• **DIRECTIONS**
Tally the lines below that contain the word "components", and give only that number.

===

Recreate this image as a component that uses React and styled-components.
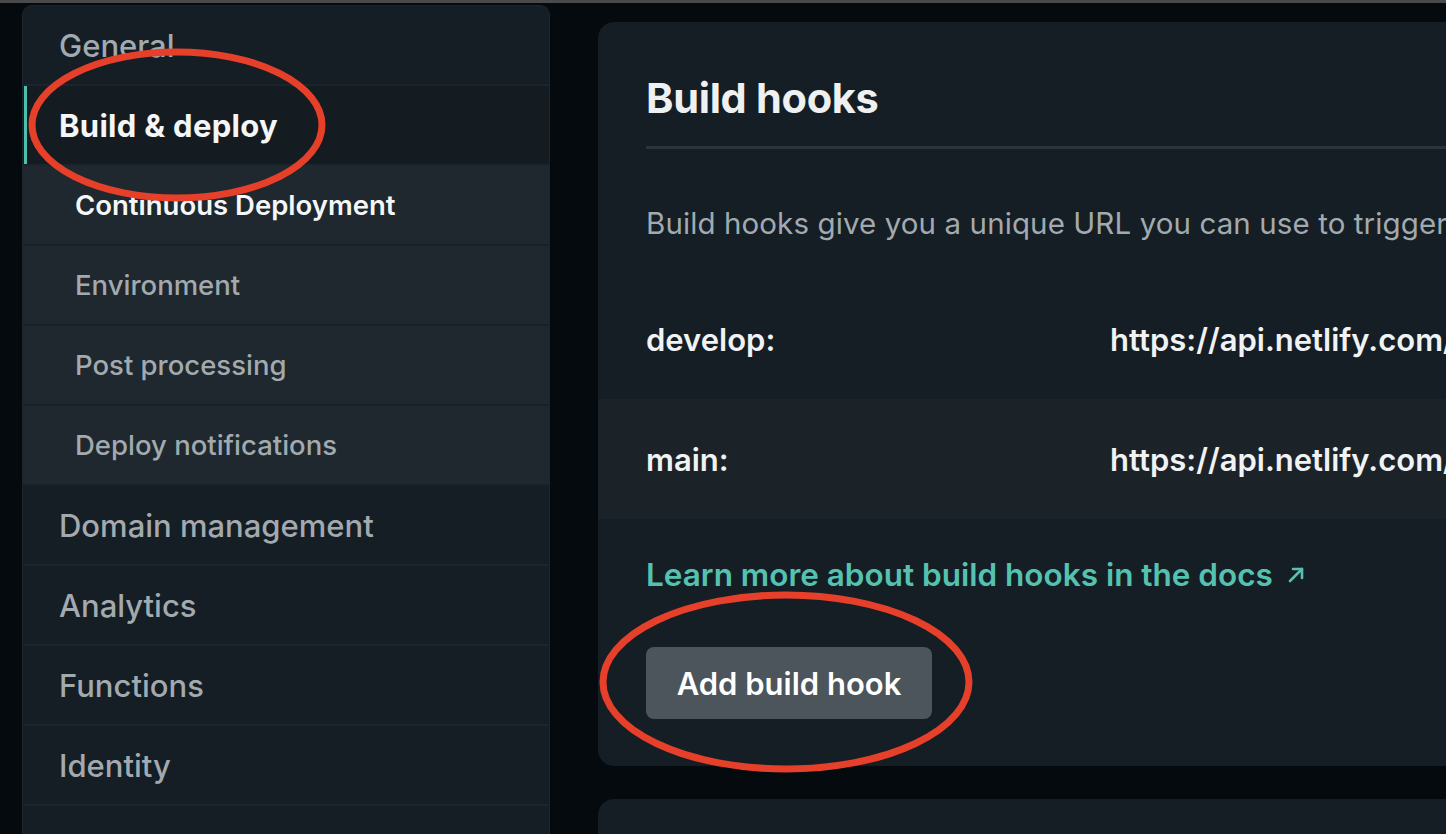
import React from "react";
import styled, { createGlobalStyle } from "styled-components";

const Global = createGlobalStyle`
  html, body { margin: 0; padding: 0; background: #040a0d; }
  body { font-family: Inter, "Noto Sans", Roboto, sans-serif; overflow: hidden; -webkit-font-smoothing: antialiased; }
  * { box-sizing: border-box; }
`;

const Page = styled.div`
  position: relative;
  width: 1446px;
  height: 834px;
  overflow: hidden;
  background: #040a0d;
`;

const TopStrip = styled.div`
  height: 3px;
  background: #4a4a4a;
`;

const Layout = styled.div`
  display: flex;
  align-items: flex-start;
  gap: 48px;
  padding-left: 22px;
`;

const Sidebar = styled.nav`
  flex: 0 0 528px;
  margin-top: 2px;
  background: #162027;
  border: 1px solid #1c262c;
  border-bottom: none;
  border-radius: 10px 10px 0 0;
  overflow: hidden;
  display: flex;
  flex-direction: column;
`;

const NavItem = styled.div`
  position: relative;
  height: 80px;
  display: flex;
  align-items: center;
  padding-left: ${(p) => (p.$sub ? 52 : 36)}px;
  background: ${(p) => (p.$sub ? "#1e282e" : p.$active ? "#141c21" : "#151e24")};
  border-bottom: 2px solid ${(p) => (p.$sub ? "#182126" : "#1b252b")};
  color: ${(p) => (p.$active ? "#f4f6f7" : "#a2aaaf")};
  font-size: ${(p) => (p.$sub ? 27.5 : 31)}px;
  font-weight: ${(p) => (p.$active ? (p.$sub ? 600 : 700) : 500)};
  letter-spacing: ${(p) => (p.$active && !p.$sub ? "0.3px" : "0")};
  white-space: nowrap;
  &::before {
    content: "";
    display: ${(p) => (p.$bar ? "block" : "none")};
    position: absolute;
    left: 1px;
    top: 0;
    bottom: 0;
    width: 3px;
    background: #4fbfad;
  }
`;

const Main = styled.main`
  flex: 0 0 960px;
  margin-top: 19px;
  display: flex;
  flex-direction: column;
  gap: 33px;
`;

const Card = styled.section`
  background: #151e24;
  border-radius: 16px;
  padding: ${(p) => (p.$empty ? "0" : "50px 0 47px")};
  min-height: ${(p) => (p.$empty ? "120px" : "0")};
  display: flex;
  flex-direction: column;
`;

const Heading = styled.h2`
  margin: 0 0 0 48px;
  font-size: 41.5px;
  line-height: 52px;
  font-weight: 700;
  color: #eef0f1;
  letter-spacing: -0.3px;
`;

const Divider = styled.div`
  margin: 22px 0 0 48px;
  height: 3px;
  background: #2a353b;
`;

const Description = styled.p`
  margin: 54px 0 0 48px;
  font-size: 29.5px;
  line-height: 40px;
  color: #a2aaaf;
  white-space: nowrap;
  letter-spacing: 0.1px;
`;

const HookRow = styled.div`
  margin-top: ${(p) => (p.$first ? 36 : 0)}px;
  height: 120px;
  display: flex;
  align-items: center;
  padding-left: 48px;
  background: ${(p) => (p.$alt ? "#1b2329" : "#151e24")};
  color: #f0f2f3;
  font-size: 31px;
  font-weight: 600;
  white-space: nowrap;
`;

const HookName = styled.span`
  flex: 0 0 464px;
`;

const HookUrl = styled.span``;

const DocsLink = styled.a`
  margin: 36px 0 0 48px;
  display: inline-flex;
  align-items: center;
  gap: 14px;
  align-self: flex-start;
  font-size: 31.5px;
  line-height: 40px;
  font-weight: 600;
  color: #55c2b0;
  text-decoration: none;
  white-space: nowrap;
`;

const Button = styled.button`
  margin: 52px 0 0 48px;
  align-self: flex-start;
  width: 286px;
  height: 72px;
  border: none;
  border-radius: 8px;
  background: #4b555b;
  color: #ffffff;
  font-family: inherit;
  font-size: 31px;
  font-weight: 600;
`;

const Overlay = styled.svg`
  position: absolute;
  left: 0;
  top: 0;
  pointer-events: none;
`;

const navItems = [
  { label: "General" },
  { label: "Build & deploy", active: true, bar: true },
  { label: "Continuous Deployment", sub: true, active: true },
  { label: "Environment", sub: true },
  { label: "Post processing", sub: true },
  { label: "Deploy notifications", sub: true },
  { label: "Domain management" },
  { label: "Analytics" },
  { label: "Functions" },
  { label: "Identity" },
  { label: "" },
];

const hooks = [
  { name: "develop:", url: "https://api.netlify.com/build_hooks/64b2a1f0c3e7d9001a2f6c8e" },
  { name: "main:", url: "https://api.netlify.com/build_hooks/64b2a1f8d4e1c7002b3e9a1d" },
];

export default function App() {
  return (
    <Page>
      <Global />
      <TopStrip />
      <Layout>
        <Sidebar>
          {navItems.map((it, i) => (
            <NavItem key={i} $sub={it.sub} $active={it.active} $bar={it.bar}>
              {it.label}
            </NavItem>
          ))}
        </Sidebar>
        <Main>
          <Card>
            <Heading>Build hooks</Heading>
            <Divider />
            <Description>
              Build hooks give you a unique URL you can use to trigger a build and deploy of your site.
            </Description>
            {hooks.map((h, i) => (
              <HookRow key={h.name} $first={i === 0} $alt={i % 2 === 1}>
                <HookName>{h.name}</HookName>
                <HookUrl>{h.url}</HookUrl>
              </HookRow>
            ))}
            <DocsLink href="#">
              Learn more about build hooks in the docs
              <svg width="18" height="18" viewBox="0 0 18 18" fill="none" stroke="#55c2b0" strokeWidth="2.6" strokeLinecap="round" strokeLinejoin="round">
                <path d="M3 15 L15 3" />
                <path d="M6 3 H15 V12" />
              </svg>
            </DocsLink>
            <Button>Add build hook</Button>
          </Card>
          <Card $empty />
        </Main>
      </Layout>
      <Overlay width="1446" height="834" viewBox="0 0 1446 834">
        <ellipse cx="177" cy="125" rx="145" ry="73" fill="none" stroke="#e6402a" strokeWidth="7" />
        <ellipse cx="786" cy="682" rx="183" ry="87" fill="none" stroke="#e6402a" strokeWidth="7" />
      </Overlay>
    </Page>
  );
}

===

• **TASK RESULT**
2